On a totally different note, my dad and brother are in hospital in Hamilton right now. My dad made the incredible decision to donate his kidney to Joel. Pretty cool eh! The surgeries went well and both are recovering at a typical rate. I feel very far away from them right now. Caleb and I will be flying down on Monday to help take care of my dad - who will be d/c home. I am getting very anxious to see them. My mom seems anxious for me to come too. It's kinda funny, but this is one of the first times I feel like I'm coming home as an adult. Her wanting and needing me at home to help out feels really good. A real confidence booster. Like I have skills and knowledge that will be an asset to the situation. I know she's looking forward to visiting with me (and Bebub too!

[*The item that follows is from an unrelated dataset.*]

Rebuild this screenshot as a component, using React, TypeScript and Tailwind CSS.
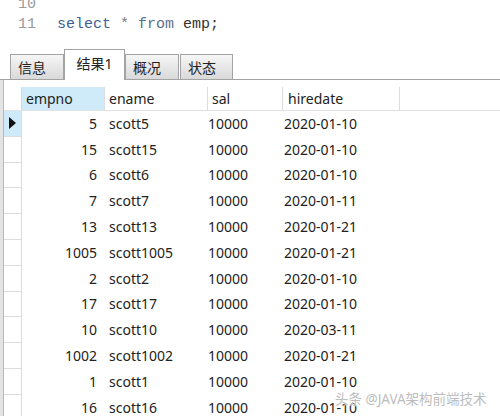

) and so am I, but her confidence in me feels great!
We have been having a lot of challenges with Keilan's behavior the past 2 weeks. He is unusually disobedient and quite disrespectful in how he speaks to us. He seems really frustrated with something but can't verbalize it. As I was tidying up his books today, I realized that it had been quite a while since I sat down and read to him, something he really quite enjoys. We do try almost every night at to read at bedtime, but Caleb sometimes "gets in the way." I sort of played back the last few weeks and realized that I hadn't done much of anything just Keilan and I. I don't know if it's because of work, or just the busyness of life. But whatever it is, it's encrouching on my time with my son. I'm sad that he might feel left out or forgotten...ok I feel horrible about it! I love him entensely!! I love spending time with him...he's truly an incredible kid! So my goal is to rework my priorities and place time alone with him much closer to the top. I hope it will help...
Well, that's kinda it for my ramblings. It's 4:00am and I've got quite a caffeine buzz...on a half a cup!!!